The UC Berkeley report, Kampung Capacity: Local Solutions for Sustainable Rural Energy in the Baram River Basin, was conducted by graduate student Rebekah Shirley with the director of the Renewable and Appropriate Energy Laboratory, Dr. Daniel Kammen. The researchers surveyed the energy options for three villages (or kampungs) along the Baram River, in collaboration with the Sabah-based group Land, Empowerment, Animals and People (LEAP) and Oregon-based group Green Empowerment.
The researchers found that the most feasible and least-cost options for these villages are locally managed small-scale hydropower projects, followed by biogas generators with batteries. In fact, Green Empowerment has already successfully installed small-scale hydro in a number of villages in Sarawak. These would replace the villages’ polluting diesel generators, would cost approximately 40% less (and have no recurring fuel costs), would give them uninterrupted power (unlike existing systems), and could be paid back in three years’ time.
Not only would these villages be saved from the social, economic, and environmental impacts that would accompany SCORE’s megadams, they would also receive cheap, clean electricity based on locally managed renewable resources. This in turn could lead to a score of other benefits including improved opportunities for education, greater social cohesion, and long-term local economic development.

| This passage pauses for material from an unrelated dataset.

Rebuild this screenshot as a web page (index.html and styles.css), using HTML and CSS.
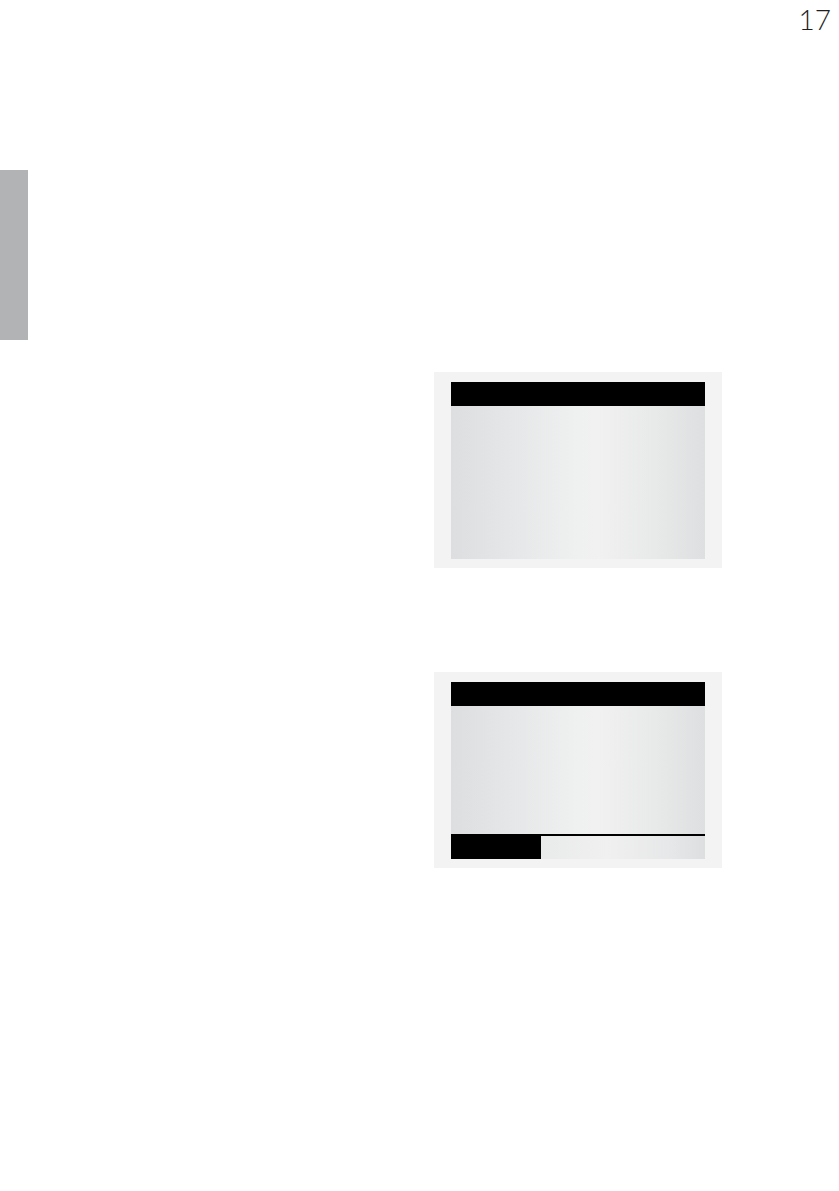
FILE: index.html
```html
<!DOCTYPE html>
<html>
<head>
<meta charset="utf-8">
<link rel="stylesheet" href="styles.css">
</head>
<body>
<div class="page">
  <div class="pagenum">17</div>
  <div class="tab"></div>
  <div class="figure first">
    <div class="screen">
      <div class="screen-head"></div>
      <div class="screen-body tall"></div>
    </div>
  </div>
  <div class="figure second">
    <div class="screen">
      <div class="screen-head"></div>
      <div class="screen-body"></div>
      <div class="screen-foot">
        <div class="foot-key"></div>
        <div class="foot-field"></div>
      </div>
    </div>
  </div>
</div>
</body>
</html>
```

FILE: styles.css
```css
html, body {
  margin: 0;
  padding: 0;
  background: #ffffff;
}
.page {
  width: 839px;
  height: 1191px;
  overflow: hidden;
  font-family: Lato, "Liberation Sans", Arial, sans-serif;
}
.pagenum {
  height: 40px;
  padding-top: 3px;
  box-sizing: border-box;
  text-align: right;
  padding-right: 8px;
  font-size: 28px;
  line-height: 32px;
  color: #1e1e1e;
  font-weight: 300;
}
.tab {
  width: 28px;
  height: 170px;
  margin-top: 130px;
  background: #b1b3b4;
}
.figure {
  width: 288px;
  height: 196px;
  margin-left: 434px;
  padding: 10px 17px 9px 17px;
  box-sizing: border-box;
  background: #f3f3f3;
}
.figure.first { margin-top: 32px; }
.figure.second { margin-top: 104px; }
.screen {
  display: flex;
  flex-direction: column;
  height: 177px;
}
.screen-head {
  height: 24px;
  background: #000;
}
.screen-body {
  flex: 1;
  background: linear-gradient(to right, #dcdedf 0%, #e6e7e8 25%, #eff0f0 50%, #f1f1f1 58%, #e8e9e9 80%, #dedfe0 100%);
}
.screen-foot {
  height: 25px;
  display: flex;
}
.foot-key {
  width: 90px;
  background: #000;
}
.foot-field {
  flex: 1;
  border-top: 2px solid #000;
  background: linear-gradient(to right, #e9eaea 0%, #f0f0f0 40%, #e6e7e8 80%, #dcdedf 100%);
}
```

According to the authors, expanding these benefits to all of rural Sarawak will require new policies, financing tools such as microfinance, and other institutional mechanisms that can support the implementation of these small-scale technologies across the country. But most of all, it will require public and political will to prioritize, as the authors put it, “empowering and strengthen[ing] indigenous life in East Malaysia.”
Unfortunately, Small is Beautiful is anathema to many politicians – not just in Sarawak. They would much prefer Big Bucks Mega Infrastructure Projects, which primarily benefit major corporate interests, rather than cheaper, financially and environmentally more sustainable and effective solutions for the people.